After breakfast, Jesus turned to Peter—remember he was the one who had denied Jesus three times—and in a series of questions that were as tender as they were cutting, Jesus asked Peter three times: “Do you love me?”
Each time Peter said yes, and each time Jesus responded not with “That's nice” or “I love you, too,” but with a commission: “Feed my lambs. Tend my sheep. Feed my sheep.”
In this moment, we see more clearly that love to Jesus is not just a warm feeling. Instead, it is a choice, an action. And, in the three-fold affirmation of Peter’s love for Christ, we also discover that God’s love is about restoration. The denials of Good Friday morning are undone here at this brunch on the beach. And though we know that Peter still didn’t get it all right, his later mission and martyrdom exemplify a life turned toward the service of others. And here’s where this bonus scene of Good News challenges us. Jesus’ unbinding Peter and his denials is inextricably linked with a transformation—a difference in being and behavior.

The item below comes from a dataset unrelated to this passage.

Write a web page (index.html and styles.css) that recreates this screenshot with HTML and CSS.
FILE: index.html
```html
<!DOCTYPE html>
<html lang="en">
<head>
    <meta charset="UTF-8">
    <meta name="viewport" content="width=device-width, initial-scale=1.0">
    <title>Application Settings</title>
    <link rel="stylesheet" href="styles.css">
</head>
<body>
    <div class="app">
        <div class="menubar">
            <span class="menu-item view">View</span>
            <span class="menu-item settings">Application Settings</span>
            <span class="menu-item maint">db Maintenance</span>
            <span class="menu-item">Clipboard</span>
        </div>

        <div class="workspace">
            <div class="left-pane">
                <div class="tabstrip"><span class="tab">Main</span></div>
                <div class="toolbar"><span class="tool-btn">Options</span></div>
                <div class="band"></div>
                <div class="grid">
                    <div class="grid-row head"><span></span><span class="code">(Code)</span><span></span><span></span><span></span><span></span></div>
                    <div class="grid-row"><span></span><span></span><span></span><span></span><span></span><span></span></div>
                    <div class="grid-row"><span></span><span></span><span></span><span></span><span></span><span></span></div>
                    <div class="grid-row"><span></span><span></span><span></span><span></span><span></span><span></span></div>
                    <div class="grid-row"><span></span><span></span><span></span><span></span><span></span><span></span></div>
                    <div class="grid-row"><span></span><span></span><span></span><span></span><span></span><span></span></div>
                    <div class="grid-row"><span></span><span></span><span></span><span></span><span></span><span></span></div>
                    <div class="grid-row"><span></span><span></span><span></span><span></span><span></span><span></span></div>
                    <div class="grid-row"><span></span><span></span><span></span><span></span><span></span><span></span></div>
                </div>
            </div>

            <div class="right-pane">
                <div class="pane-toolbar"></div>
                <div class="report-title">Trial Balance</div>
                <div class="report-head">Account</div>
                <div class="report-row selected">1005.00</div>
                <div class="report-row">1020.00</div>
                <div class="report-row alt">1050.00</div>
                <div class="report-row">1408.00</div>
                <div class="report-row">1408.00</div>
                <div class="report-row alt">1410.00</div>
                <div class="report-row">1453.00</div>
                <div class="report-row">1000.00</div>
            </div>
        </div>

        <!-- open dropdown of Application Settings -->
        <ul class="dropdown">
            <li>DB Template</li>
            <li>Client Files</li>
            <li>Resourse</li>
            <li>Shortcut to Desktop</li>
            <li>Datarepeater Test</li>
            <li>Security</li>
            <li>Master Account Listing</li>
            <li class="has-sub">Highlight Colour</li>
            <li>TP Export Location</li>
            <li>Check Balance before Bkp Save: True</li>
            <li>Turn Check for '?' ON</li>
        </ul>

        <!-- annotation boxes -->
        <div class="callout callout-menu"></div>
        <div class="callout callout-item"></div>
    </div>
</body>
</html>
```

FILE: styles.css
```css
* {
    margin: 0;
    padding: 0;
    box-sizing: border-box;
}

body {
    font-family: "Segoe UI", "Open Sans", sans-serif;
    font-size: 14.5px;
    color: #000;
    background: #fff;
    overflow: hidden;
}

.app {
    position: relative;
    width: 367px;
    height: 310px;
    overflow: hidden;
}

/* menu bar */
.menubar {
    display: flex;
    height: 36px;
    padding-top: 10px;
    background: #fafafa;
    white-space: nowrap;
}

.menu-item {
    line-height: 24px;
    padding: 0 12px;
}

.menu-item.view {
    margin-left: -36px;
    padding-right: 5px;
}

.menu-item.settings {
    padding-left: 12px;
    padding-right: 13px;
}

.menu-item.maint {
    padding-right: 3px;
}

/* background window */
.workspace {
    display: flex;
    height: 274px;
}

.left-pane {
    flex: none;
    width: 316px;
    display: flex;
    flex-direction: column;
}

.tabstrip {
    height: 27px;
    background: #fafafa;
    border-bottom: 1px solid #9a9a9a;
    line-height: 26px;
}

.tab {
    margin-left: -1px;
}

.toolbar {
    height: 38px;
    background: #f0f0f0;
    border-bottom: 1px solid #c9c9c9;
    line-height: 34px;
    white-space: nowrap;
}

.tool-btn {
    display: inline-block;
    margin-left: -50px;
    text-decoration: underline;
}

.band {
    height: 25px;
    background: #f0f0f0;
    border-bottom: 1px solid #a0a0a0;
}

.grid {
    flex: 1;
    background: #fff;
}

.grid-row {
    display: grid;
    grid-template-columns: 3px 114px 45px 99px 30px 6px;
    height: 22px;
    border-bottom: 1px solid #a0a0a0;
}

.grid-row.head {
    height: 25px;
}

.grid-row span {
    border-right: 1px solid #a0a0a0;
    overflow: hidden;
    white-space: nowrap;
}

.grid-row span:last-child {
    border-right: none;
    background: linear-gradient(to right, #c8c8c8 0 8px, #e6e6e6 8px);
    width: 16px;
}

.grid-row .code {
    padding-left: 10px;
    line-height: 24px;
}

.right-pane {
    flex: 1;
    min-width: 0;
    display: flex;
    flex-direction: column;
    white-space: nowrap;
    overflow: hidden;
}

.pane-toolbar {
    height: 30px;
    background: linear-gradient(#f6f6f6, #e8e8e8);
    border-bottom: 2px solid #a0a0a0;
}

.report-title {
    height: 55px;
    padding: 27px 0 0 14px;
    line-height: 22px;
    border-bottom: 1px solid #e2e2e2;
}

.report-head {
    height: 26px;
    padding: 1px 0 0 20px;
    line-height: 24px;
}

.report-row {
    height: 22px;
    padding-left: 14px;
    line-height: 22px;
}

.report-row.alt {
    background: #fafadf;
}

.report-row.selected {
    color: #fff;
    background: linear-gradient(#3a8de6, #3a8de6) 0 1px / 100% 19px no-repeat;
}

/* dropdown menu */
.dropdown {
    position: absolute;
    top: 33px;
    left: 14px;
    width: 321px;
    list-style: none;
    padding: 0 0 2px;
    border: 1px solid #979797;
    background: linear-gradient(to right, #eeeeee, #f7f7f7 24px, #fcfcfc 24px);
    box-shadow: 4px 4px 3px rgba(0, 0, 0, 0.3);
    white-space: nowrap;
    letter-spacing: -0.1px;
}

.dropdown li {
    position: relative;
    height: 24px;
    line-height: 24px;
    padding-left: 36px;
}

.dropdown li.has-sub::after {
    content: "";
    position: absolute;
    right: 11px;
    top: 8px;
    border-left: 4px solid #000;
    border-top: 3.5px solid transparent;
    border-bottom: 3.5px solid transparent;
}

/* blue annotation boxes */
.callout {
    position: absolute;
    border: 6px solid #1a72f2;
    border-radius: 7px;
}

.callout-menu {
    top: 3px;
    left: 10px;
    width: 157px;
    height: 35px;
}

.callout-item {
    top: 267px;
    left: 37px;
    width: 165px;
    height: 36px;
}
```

The priest and author Barbara Brown Taylor once told a story about a seminary classmate from Lebanon who was curious why his classmates did not want this for themselves. He grew frustrated with the other students, saying: “All you Americans care about is justification! You love sinning and being forgiven, sinning and being forgiven. Has anyone ever heard of sanctification? Is anyone interested in learning to sin a little less?” These are hard questions, but appropriate ones. Don’t we want to be transformed? Don’t we want to live in integrity when it comes to the relationships of our lives?
The truth is the Risen Christ forgives us endlessly, like we saw in Christ Jesus’ repeated forgiveness of Peter. However, Christ also calls us beyond the hamster wheel of sinning and being forgiven. Christ calls us to be transformed. How do we know this? Well, look no further than our lesson from the Acts of the Apostles this morning.

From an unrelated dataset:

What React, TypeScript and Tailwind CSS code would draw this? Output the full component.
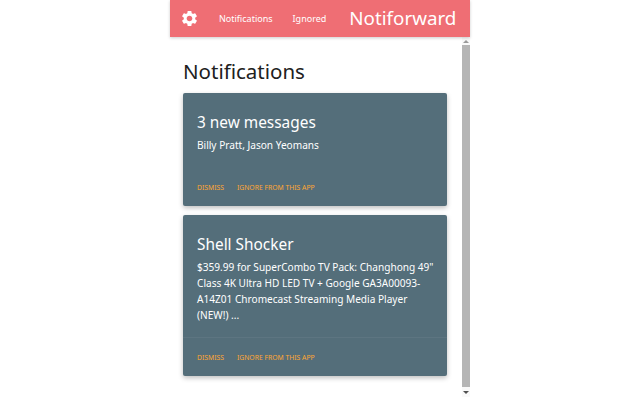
import { MdSettings } from "react-icons/md";

const cards = [
  {
    title: "3 new messages",
    body: "Billy Pratt, Jason Yeomans",
    bodyClass: "h-[75px]",
  },
  {
    title: "Shell Shocker",
    body: '$359.99 for SuperCombo TV Pack: Changhong 49" Class 4K Ultra HD LED TV + Google GA3A00093-A14Z01 Chromecast Streaming Media Player (NEW!) ...',
    bodyClass: "h-[123px] border-b border-white/5",
  },
];

function Card({ title, body, bodyClass }: { title: string; body: string; bodyClass: string }) {
  return (
    <div className="rounded-[2px] bg-[#546e7a] text-white shadow-[0_2px_5px_rgba(0,0,0,0.25)]">
      <div className={`${bodyClass} pl-[14px] pr-[9px] pt-[17px]`}>
        <div className="text-[15.4px] leading-[26px]">{title}</div>
        <p className="mt-[1px] text-[10.1px] leading-[16px]">{body}</p>
      </div>
      <div className="flex h-[38px] items-center gap-[13px] px-[14px] pt-[2px] text-[6.8px] uppercase text-[#ffa733]">
        <span>Dismiss</span>
        <span>Ignore from this app</span>
      </div>
    </div>
  );
}

export default function App() {
  return (
    <div className="h-[400px] w-[640px] overflow-hidden bg-white font-['Noto_Sans','Open_Sans',sans-serif]">
      <div className="mx-auto flex h-[400px] w-[300px] flex-col">
        {/* Header */}
        <div className="z-10 flex h-[37px] shrink-0 items-center bg-[#ef6e74] pl-[10px] text-white shadow-[0_1px_3px_rgba(0,0,0,0.2)]">
          <MdSettings className="h-[19px] w-[19px]" />
          <span className="ml-[20px] text-[9px]">Notifications</span>
          <span className="ml-[20px] text-[9px]">Ignored</span>
          <span className="ml-[23px] text-[18.8px]">Notiforward</span>
        </div>
        <div className="flex min-h-0 flex-1">
          <div className="flex-1 pl-[13px] pr-[15px]">
            <h1 className="mt-[19px] text-[20.5px] leading-[30px] text-[#212121]">Notifications</h1>
            <div className="mt-[7px] flex flex-col gap-[9px]">
              {cards.map((c) => (
                <Card key={c.title} {...c} />
              ))}
            </div>
          </div>
          {/* Scrollbar */}
          <div className="flex h-[360px] w-[8px] flex-col items-center bg-[#f9f9f9]">
            <div className="flex h-[8px] items-center">
              <div className="border-x-[3px] border-b-[3px] border-x-transparent border-b-[#9a9a9a]" />
            </div>
            <div className="w-full flex-1 bg-[#b5b5b5]" />
            <div className="flex h-[10px] items-center">
              <div className="border-x-[3px] border-t-[3px] border-x-transparent border-t-[#505050]" />
            </div>
          </div>
        </div>
      </div>
    </div>
  );
}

Saul, the bloodthirsty persecutor, became Paul the Apostle. The adamant victimizer who held the cloaks of those who martyred Saint Stephen, became the evangelist who helped spread the Christian message to the Gentiles. Or, look again at Peter, the denier, who became the rock on which Christ built the Church.
Both were fed by the grace of God, but neither stayed the same. Their lives became acts of penance in the best sense — not as punishment, but as repair. They did not change because they feared God’s wrath (although I think Saul’s blindness certainly put the awe of God in him), instead they changed knowing the freedom of serving in Christ’s ministry. Their faith was not just a listless “I’m sorry.” It was a moving, new way of living: loving, feeding, tending, and serving.

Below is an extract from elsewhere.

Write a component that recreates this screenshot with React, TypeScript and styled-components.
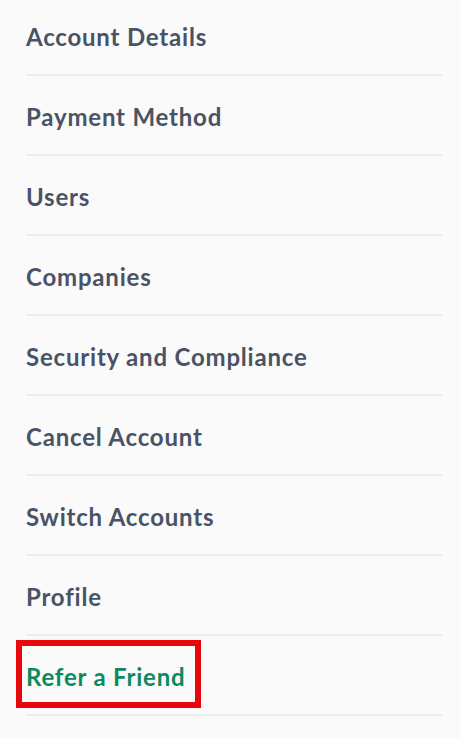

This is what sanctification looks like. This is Life in Christ. This is Resurrection! So, what about us? Do we want this?
You may feel tired. Maybe your nets have been empty. Perhaps even returning to old sources of sustenance isn’t as fruitful. Maybe you’ve been stuck on that hamster wheel or out in lifeless waters. Perhaps you cannot break the old sinful ways. If any of this sounds like you, look to the shore. See the Risen Christ. He’s already readying a meal for you and for all. Let him feed you. Let him love you first. Yes, here at Christ’s Table, but also in prayer, in the study of scripture, in giving to others, in being loved on by this community, or countless other ways that God is yearning to meet you.
And then—because you are loved beyond measure, because no matter what you have done you have been forgiven—get up. Feed his lambs. Tend his sheep. And, love his flock (all his flock). Because the bonus good news isn’t just that Christ is risen. The bonus good news is that you are rising too. Amen.